Objective. Starting at the first line of the data, print each line verbatim up to and including the line bearing "const europe = 'M6.5", omitting pictures.

Given data.
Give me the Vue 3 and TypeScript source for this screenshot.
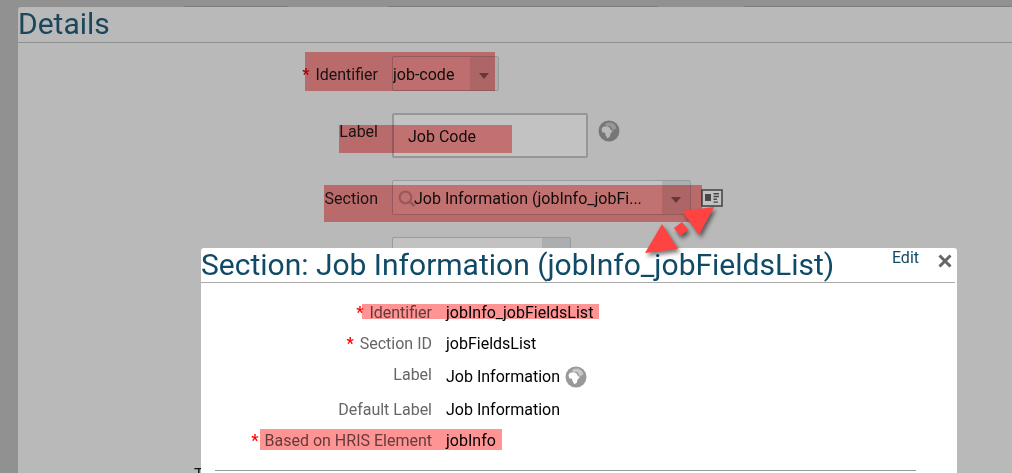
<script setup lang="ts">
import { ref } from 'vue'

interface Field {
  label: string
  value: string
  required?: boolean
  translatable?: boolean
}

const identifier = ref('job-code')
const label = ref('Job Code')
const section = ref('Job Information (jobInfo_jobFi...')

const africa = 'M3.5 9 5 6.8l4-.6 2.6 1.4 1.3 2.4 1.9.9-2.4 2.8-.6 3-2.5 1.6-1.8-3.3-.5-2.2-2.8-.5z'
const europe = 'M6.5 5 9 2.8l4.5-.3L17 5l1.5 3.5-2 .8-1.3 1.5-1.4-2L12.4 6l-3 .2z'

const fields: Field[] = [
  { label: 'Identifier', value: 'jobInfo_jobFieldsList', required: true },
  { label: 'Section ID', value: 'jobFieldsList', required: true },
  { label: 'Label', value: 'Job Information', translatable: true },
  { label: 'Default Label', value: 'Job Information' },
  { label: 'Based on HRIS Element', value: 'jobInfo', required: true },
]
</script>

<template>
  <div class="page">
    <div class="strip"><span class="tab tab-a"></span><span class="tab tab-b"></span><span class="tab tab-c"></span></div>
    <main class="details">
      <h1 class="title">Details</h1>
      <form class="form" @submit.prevent>
        <label class="name" for="identifier"><span class="star">*</span> Identifier</label>
        <div class="control">
          <div class="picker picker-small">
            <select id="identifier" v-model="identifier" class="field"><option>job-code</option></select>
            <span class="trigger"><svg width="12" height="6" viewBox="0 0 12 6"><path d="M1 0h10L6 6z" fill="#626262" /></svg></span>
          </div>
        </div>

        <label class="name raised" for="label">Label</label>
        <div class="control">
          <input id="label" v-model="label" class="textbox" type="text" />
          <button class="icon-button" type="button" aria-label="Translations">
            <svg width="22" height="22" viewBox="0 0 22 22">
              <circle cx="11" cy="11" r="10.5" fill="#777" />
              <path :d="africa" fill="#b9b9b9" />
              <path :d="europe" fill="#989898" />
            </svg>
          </button>
        </div>

        <label class="name" for="section">Section</label>
        <div class="control">
          <div class="picker picker-wide">
            <svg class="lens" width="18" height="18" viewBox="0 0 18 18"><circle cx="7.5" cy="7.5" r="5.8" fill="none" stroke="#999" stroke-width="2.2" /><path d="m11.5 11.5 5 4.5" stroke="#999" stroke-width="3" /></svg>
            <input id="section" v-model="section" class="field" type="text" />
            <button class="trigger" type="button" aria-label="Open list"><svg width="12" height="6" viewBox="0 0 12 6"><path d="M1 0h10L6 6z" fill="#626262" /></svg></button>
          </div>
          <button class="icon-button card-button" type="button" aria-label="Show section">
            <svg width="22" height="18" viewBox="0 0 22 18">
              <rect x="1" y="1" width="20" height="16" fill="#c2c2c2" stroke="#484848" stroke-width="1.6" />
              <path d="M4 5h6v7H4zM12.5 4H18v1.4h-5.5zM12.5 6.8H18v1.4h-5.5zM12.5 9.6H16V11h-3.5zM12.5 12.4H17v1.4h-4.5z" fill="#484848" />
            </svg>
          </button>
        </div>

        <span class="name"></span>
        <div class="control">
          <div class="picker picker-mid">
            <select class="field" aria-label="Type"></select>
            <span class="trigger"></span>
          </div>
        </div>
      </form>
      <p class="footer-label">T</p>
    </main>

    <section class="dialog" role="dialog" aria-labelledby="dialog-title">
      <header class="dialog-head">
        <h2 id="dialog-title" class="title">Section: Job Information (jobInfo_jobFieldsList)</h2>
        <a class="edit" href="#">Edit</a>
        <button class="close" type="button" aria-label="Close">
          <svg width="14" height="14" viewBox="0 0 14 14"><path d="m1.5 1.5 11 11m0-11-11 11" stroke="#666" stroke-width="3" /></svg>
        </button>
      </header>
      <dl class="list">
        <div v-for="field in fields" :key="field.label" class="row">
          <dt><span v-if="field.required" class="star">*</span> {{ field.label }}</dt>
          <dd>
            {{ field.value }}
            <svg v-if="field.translatable" class="globe" width="22" height="22" viewBox="0 0 22 22">
              <circle cx="11" cy="11" r="10.5" fill="#999" />
              <path :d="africa" fill="#fff" />
              <path :d="europe" fill="#c8c8c8" />
            </svg>
          </dd>
        </div>
      </dl>
      <hr class="rule" />
    </section>

    <span class="mark mark-identifier"></span>
    <span class="mark mark-label"></span>
    <span class="mark mark-section"></span>
    <span class="mark mark-dialog-identifier"></span>
    <span class="mark mark-dialog-element"></span>

    <svg class="arrow" width="90" height="70" viewBox="640 200 90 70">
      <path d="m645 253 17-29 16 25zM714 207l-32 4 17 24zM674 228l8-6 6 8-8 6z" fill="#ff4343" />
    </svg>
  </div>
</template>

<style>
body {
  margin: 0;
}
</style>

<style scoped>
.page {
  position: relative;
  box-sizing: border-box;
  height: 100vh;
  padding-left: 18px;
  overflow: hidden;
  background: #919191;
  color: #1c1c1c;
  font: 16px/20px Roboto, "Liberation Sans", sans-serif;
}
.strip {
  display: flex;
  align-items: flex-end;
  height: 7px;
}
.tab {
  height: 1px;
  background: #7d7d7d;
}
.tab-a {
  width: 104px;
  margin-left: 166px;
}
.tab-b {
  width: 270px;
  margin-left: 100px;
}
.tab-c {
  flex: 1;
  margin-left: 86px;
}
.details {
  height: 100%;
  border-top-left-radius: 3px;
  background: #b9b9b9;
}
.title {
  margin: 0;
  color: #0f4a66;
  font-size: 30px;
  font-weight: 400;
  line-height: 34px;
  white-space: nowrap;
}
.details > .title {
  padding-bottom: 1px;
  border-bottom: 1px solid #8f8f8f;
  color: #1b465b;
}
.form {
  display: grid;
  grid-template-columns: 360px 1fr;
  gap: 22px 14px;
  padding-top: 13px;
}
.name {
  align-self: center;
  padding-top: 2px;
  text-align: right;
}
.raised {
  padding-bottom: 10px;
}
.star {
  margin-right: 2px;
  color: #a80000;
  font-weight: 700;
}
.control {
  display: flex;
  align-items: center;
}
.picker {
  display: flex;
  box-sizing: border-box;
  height: 35px;
  border: 1px solid #969b9e;
  border-radius: 2px;
  background: #c2c2c2;
}
.picker-small {
  width: 107px;
  background: #bebebe;
}
.picker-wide {
  width: 299px;
}
.picker-mid {
  width: 179px;
}
.field {
  flex: 1;
  min-width: 0;
  padding: 2px 0 0;
  border: 0;
  outline: 0;
  appearance: none;
  background: none;
  color: #111;
  font: inherit;
}
.lens {
  flex: none;
  align-self: center;
  margin: 2px -2px 0 5px;
}
.trigger {
  display: flex;
  flex: none;
  align-items: center;
  justify-content: center;
  width: 28px;
  padding: 4px 0 0;
  box-sizing: border-box;
  border: 0;
  background: #adaeb0;
}
.textbox {
  box-sizing: border-box;
  width: 196px;
  height: 45px;
  padding: 2px 14px 0;
  border: 2px solid #93979a;
  border-radius: 2px;
  background: #c2c2c2;
  color: #111;
  font: inherit;
}
.icon-button {
  display: flex;
  margin: 0 0 10px 10px;
  padding: 0;
  border: 0;
  background: none;
}
.card-button {
  margin-bottom: 0;
}
.footer-label {
  margin: 193px 0 0 176px;
  color: #111;
}
.dialog {
  position: absolute;
  top: 248px;
  right: 55px;
  bottom: 0;
  left: 201px;
  border-radius: 3px 3px 0 0;
  background: #fff;
}
.dialog-head {
  display: flex;
  align-items: flex-start;
  margin-right: 2px;
  border-bottom: 1px solid #aaa;
}
.dialog-head .title {
  flex: 1;
}
.edit {
  color: #0f4a66;
  text-decoration: none;
}
.close {
  display: flex;
  margin: 6px 3px 0 19px;
  padding: 0;
  border: 0;
  background: none;
}
.list {
  margin: 14px 0 0;
}
.row {
  display: grid;
  grid-template-columns: 231px 1fr;
  gap: 14px;
  min-height: 31px;
  line-height: 31px;
}
.row dt {
  color: #666;
  text-align: right;
}
.row .star {
  color: #f00;
}
.row dd {
  display: flex;
  align-items: center;
  gap: 5px;
  margin: 0;
  color: #000;
}
.globe {
  padding: 7px 0 6px;
}
.rule {
  margin: 14px 41px 0 14px;
  border: 0;
  border-top: 1px solid #999;
}
.mark {
  position: absolute;
  background: #ff9494;
  mix-blend-mode: multiply;
  pointer-events: none;
}
.mark-identifier {
  top: 52px;
  left: 305px;
  width: 190px;
  height: 39px;
}
.mark-label {
  top: 125px;
  left: 339px;
  width: 173px;
  height: 28px;
}
.mark-section {
  top: 185px;
  left: 324px;
  width: 378px;
  height: 37px;
}
.mark-dialog-identifier {
  top: 304px;
  left: 362px;
  width: 237px;
  height: 15px;
}
.mark-dialog-element {
  top: 429px;
  left: 260px;
  width: 242px;
  height: 21px;
}
.arrow {
  position: absolute;
  top: 200px;
  left: 640px;
  filter: drop-shadow(2px 3px 2px #0008);
  pointer-events: none;
}
</style>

Problem solution.
Give me the Vue 3 and TypeScript source for this screenshot.
<script setup lang="ts">
import { ref } from 'vue'

interface Field {
  label: string
  value: string
  required?: boolean
  translatable?: boolean
}

const identifier = ref('job-code')
const label = ref('Job Code')
const section = ref('Job Information (jobInfo_jobFi...')

const africa = 'M3.5 9 5 6.8l4-.6 2.6 1.4 1.3 2.4 1.9.9-2.4 2.8-.6 3-2.5 1.6-1.8-3.3-.5-2.2-2.8-.5z'
const europe = 'M6.5 5 9 2.8l4.5-.3L17 5l1.5 3.5-2 .8-1.3 1.5-1.4-2L12.4 6l-3 .2z'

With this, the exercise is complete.